This week has been a case in point for the old phrase, “you learn something new every day.” I did go on the interview — I wasn’t seriously considering not going — and it was indeed a learning experience. I learned that I felt much more confident going into a job interview because of my recent experience talking about what I do, or might want to do, in informational interviews. I learned that a job in production actually means producing thins in quantity … which should have been obvious, but it’s not part of my background. I’ve operated in my head enough that it’s not immediately clear to me that “have you ever had a job in production” is essentially asking me if I’ve ever done relatively boring, repetitive tasks in order to produce a quantity of results.
Because this was essentially what the job I interviewed for was doing. Yes, it’s described as scanning, so I wouldn’t quite be screwing nuts and bolts together or revisiting Rosie the Riveter, but they were honest with me that this was primarily what the job involved.
They were also honestly curious as to why someone with a PhD would apply. They explained that usually students take this job (it’s half-time, which works with a student schedule) and that they leave it as they complete their programs, so why was I interested? I was able to explain my overall support of both their organization’s mission and the product in question – digitized journal articles relevant to scholarship, essentially – and they understood that. I’m not sure either of us was convinced the job was the right fit for me, though.

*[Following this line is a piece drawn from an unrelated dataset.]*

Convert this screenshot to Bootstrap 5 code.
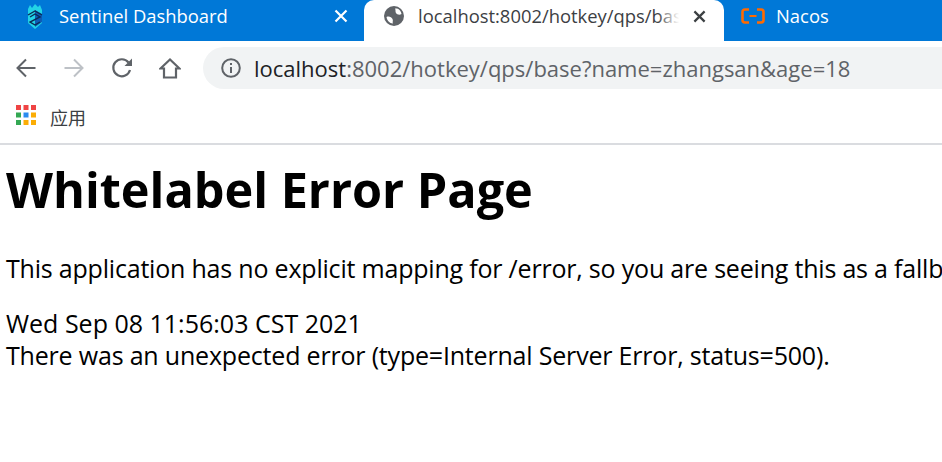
<!DOCTYPE html>
<html lang="en">
<head>
<meta charset="utf-8">
<title>Whitelabel Error Page</title>
<link rel="stylesheet" href="https://cdn.jsdelivr.net/npm/bootstrap@5.3.0/dist/css/bootstrap.min.css">
<style>
html,body{height:462px;overflow:hidden;background:#fff;margin:0}
body{font-family:"Open Sans","Noto Sans",sans-serif;color:#000}
.tabstrip{height:41px;background:#0078d7;overflow:hidden}
.tabitem{height:41px;color:#fff;font-size:18.4px;white-space:nowrap;overflow:hidden;padding-bottom:9px}
.tabone{width:364px;padding-left:25px}
.tabactive{width:360px;background:#fff;color:#3c4043;border-radius:10px 10px 0 0;padding-left:20px;padding-right:18px}
.tabthree{flex:1;padding-left:17px}
.tabtitle{margin-left:14px}
.tabthree .tabtitle{margin-left:11px}
.tabclip{width:265px;overflow:hidden;position:relative;margin-left:14px;flex:none}
.tabclip::after{content:"";position:absolute;right:0;top:0;bottom:0;width:26px;background:linear-gradient(90deg,rgba(255,255,255,0),#fff 85%)}
.toolrow{height:54px;background:#fff;padding-left:15px}
.navgap{width:22px;height:22px;margin-right:26px;flex:none}
.addressbox{height:42px;width:1000px;margin-left:-4px;background:#f1f3f4;border-radius:21px;padding-left:18px;font-size:22px;color:#5f6368;white-space:nowrap;flex:none}
.hostpart{color:#202124;margin-left:13px}
.portpart{color:#5f6368}
.bookmarks{height:50px;background:#fff;border-bottom:2px solid #dadce0;padding:10px 0 0 16px;font-size:18px;color:#3c4043}
.marklabel{margin-left:14px;font-family:"Noto Sans CJK SC",sans-serif;line-height:24px}
.pagebody{padding:0 6px;white-space:nowrap}
.pagebody h1{font-size:48.6px;font-weight:700;margin:10px 0 0;line-height:68px}
.pagebody p{font-size:25px;line-height:32px;margin:0}
.pagemsg{margin-top:29px!important;letter-spacing:-.2px}
.pagedate{margin-top:23px!important}
.pageerr{letter-spacing:-.19px}
</style>
</head>
<body>
<div class="tabstrip d-flex">
  <div class="tabitem tabone d-flex align-items-center">
    <svg class="flex-shrink-0" width="20" height="26" viewBox="0 0 20 26"><path d="M3 6 5 2 7 5 10 1 13 4 15 2 17 7 17 20 10 26 3 20Z" fill="#22d3e6"/><path d="M10 7 17 11V19L10 24Z" fill="#0d5bb5"/><path d="M3 12 10 8 17 12M5 14 10 11 15 14 5 19 10 22 15 19" fill="none" stroke="#0b2a55" stroke-width="1.4"/></svg>
    <span class="tabtitle">Sentinel Dashboard</span>
    <svg class="ms-auto me-3 flex-shrink-0" width="14" height="14" viewBox="0 0 14 14"><path d="M1.5 1.5 12.5 12.5M12.5 1.5 1.5 12.500" stroke="#fff" stroke-width="2.2"/></svg>
  </div>
  <div class="tabitem tabactive d-flex align-items-center">
    <svg width="20" height="20" viewBox="0 0 20 20" class="flex-shrink-0"><circle cx="10" cy="10" r="10" fill="#5f6368"/><path d="M11 2.500C14 2 17 4 17.500 8 15.500 9.500 13 8.500 12 7 11 5.500 12 4 11 2.500ZM2.500 11C5 10 7.500 11 8.500 13 9.500 15 8 16 9 17.500 5.500 17.500 3 14.500 2.500 11Z" fill="#fff"/></svg>
    <div class="tabclip">localhost:8002/hotkey/qps/base?name=zhangsan</div>
    <svg class="ms-auto flex-shrink-0" width="13" height="13" viewBox="0 0 14 14"><path d="M1.5 1.5 12.5 12.5M12.5 1.5 1.5 12.500" stroke="#3c4043" stroke-width="2.4"/></svg>
  </div>
  <div class="tabitem tabthree d-flex align-items-center">
    <svg class="flex-shrink-0" width="24" height="16" viewBox="0 0 24 16"><path d="M8 1.500H4Q1.500 1.500 1.500 4V12Q1.500 14.500 4 14.500H8M16 1.500H20Q22.500 1.500 22.500 4V12Q22.500 14.500 20 14.500H16" fill="none" stroke="#ff6a00" stroke-width="2.600"/><path d="M8.500 8H15.500" stroke="#ff6a00" stroke-width="2"/></svg>
    <span class="tabtitle">Nacos</span>
  </div>
</div>
<div class="toolrow d-flex align-items-center">
  <svg class="navgap" viewBox="0 0 22 22"><path d="M20.500 11H2.500M11 2.500 2.500 11 11 19.500" fill="none" stroke="#5f6368" stroke-width="2"/></svg>
  <svg class="navgap" viewBox="0 0 22 22"><path d="M1.500 11H19.500M11 2.500 19.500 11 11 19.500" fill="none" stroke="#bdc1c6" stroke-width="2"/></svg>
  <svg class="navgap" viewBox="0 0 22 22"><path d="M19 13A8.500 8.500 0 1 1 17.500 5.500" fill="none" stroke="#5f6368" stroke-width="2.200"/><path d="M21 1.500V9H13.500Z" fill="#5f6368"/></svg>
  <svg class="navgap" viewBox="0 0 22 22"><path d="M1.500 11.500 11 2.500 20.500 11.500H17V20.500H5V11.500Z" fill="none" stroke="#5f6368" stroke-width="2.200"/></svg>
  <div class="addressbox d-flex align-items-center">
    <svg class="flex-shrink-0" width="20" height="20" viewBox="0 0 20 20"><circle cx="10" cy="10" r="8.800" fill="none" stroke="#5f6368" stroke-width="2"/><path d="M10 9V15M10 5V7" stroke="#5f6368" stroke-width="2"/></svg>
    <span class="hostpart">localhost<span class="portpart">:8002/hotkey/qps/base?name=zhangsan&amp;age=18</span></span>
  </div>
</div>
<div class="bookmarks d-flex align-items-start">
  <svg class="flex-shrink-0" width="20" height="20" viewBox="0 0 20 20"><rect width="5" height="5" fill="#ef4444"/><rect x="7.500" width="5" height="5" fill="#ef4444"/><rect x="15" width="5" height="5" fill="#ef4444"/><rect y="7.500" width="5" height="5" fill="#34a853"/><rect x="7.500" y="7.500" width="5" height="5" fill="#2b8cf0"/><rect x="15" y="7.500" width="5" height="5" fill="#fbad05"/><rect y="15" width="5" height="5" fill="#34a853"/><rect x="7.500" y="15" width="5" height="5" fill="#fbad05"/><rect x="15" y="15" width="5" height="5" fill="#fbad05"/></svg>
  <span class="marklabel">应用</span>
</div>
<main class="pagebody">
  <h1>Whitelabel Error Page</h1>
  <p class="pagemsg">This application has no explicit mapping for /error, so you are seeing this as a fallback.</p>
  <p class="pagedate">Wed Sep 08 11:56:03 CST 2021</p>
  <p class="pageerr">There was an unexpected error (type=Internal Server Error, status=500).</p>
</main>
</body>
</html>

Another thing I learned on the interview was just how many skills I have gained without realizing it: project management, supervisory experience, leadership skills. None of which, by the way, are quite relevant for the job I interviewed for, so I’m left somewhat confused as I await the result. I answered many of their questions by describing the work I direct my own student assistants to do as part of the digital library site of which I’m the director. I think we both felt the cognitive dissonance of this. While I am genuinely interested in getting more hands-on experience with digitization, it’s an open question (for me, still) how much hands-own experience and know-how one needs in order to successfully manage a project having to do with that same know-how. The answer I’m left sensing is that I need to understand the process, know what goes into it and how to do it, but that I may not need to have a job producing somewhat different kinds of digital materials just to claim that I have hands-on experience. I’d be very curious to know what your thoughts are on this question.
The interviewers were, thankfully, pretty nonplussed about the obvious pregnancy, although during my tour of the office, my potential supervisor kept glancing at my belly. She really tried not to. I could see her trying, valiantly, to maintain eye contact without looking down, but she did look down quite a few times, which was a bit disconcerting. During the interview, they wanted to know (given the repetitive-task nature of the job), how long I could see myself staying in the job, and the pregnancy was a natural answer – that I would work as long as made sense, take a maternity leave, and return to the job after that. Being that it’s half-time, I explained, it would work well for several months after a maternity leave, given the schedule of a mother with a newborn.
They should let me know by the end of the week the answer. I have to say, I’m glad I’m not worrying about the perfect job right now: it was great practice to go out and interview for something like this, without all the emotional baggage that can accompany so many job interviews. If I get the job — that will be great, and then I will have a decision to make. I certainly will keep you posted, and am thankful, again, for the support.